Experiment 1 looks at the comprehension of REs in subject position (subject-REs), using
closely-translated versions of a sentence-by-sentence self-paced reading task adapted from
Gordon, Grosz, and Gilliom (1993), by native speakers of English, Chinese, and Japanese.
Experiment 2 examines the same participants’ production of subject-REs via a three-panel
picture-narration task adapted from Arnold and Griffin (2007). Experiments 3 and 4 employ the
English version of the two tasks to explore the comprehension and production of subject-REs by
intermediate-to-advanced L1-Chinese and L1-Japanese L2ers of English.

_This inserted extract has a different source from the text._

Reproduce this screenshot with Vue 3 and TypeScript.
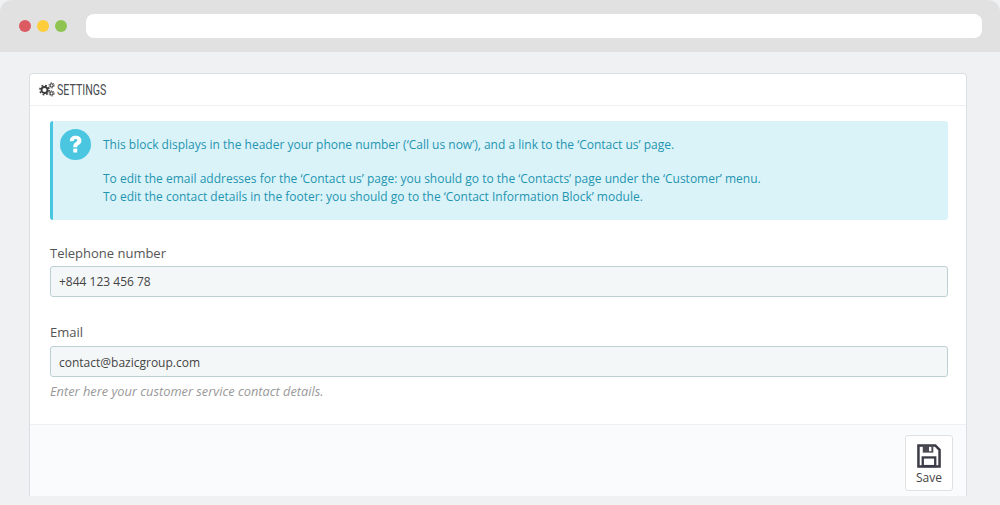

In the reading task, native English and native Japanese speakers preferred the most
reduced subject-REs in their native language––respectively, overt-pronoun subjects and
null-pronoun subjects––for accessible entities; native Japanese speakers strongly dispreferred
overt-pronoun subjects. Different reading-time (i.e., raw vs. residual) analyses indicated different
subject-RE preferences for native Chinese speakers, but they never dispreferred overt-pronoun
subjects. In the production task, all three language groups preferred pronominal subject-REs for
accessible entities, but when accessibility was reduced by the presence of another entity in the
discourse, by gender congruence, or by a shifted discourse focus, they produced (more explicit)
repeated-name subject-REs more frequently.
Neither L2 group showed subject-RE preferences in reading, but in production, where
pictures helped build firm discourse representations, they clearly preferred pronominal subjects
for accessible entities and repeated-name subjects for less accessible entities. Overall, the present
study suggests that when sufficient contextual support is provided, L2ers can calculate discourse
accessibility and choose subject-RE forms according to the accessibility level (contra Sorace,
2011).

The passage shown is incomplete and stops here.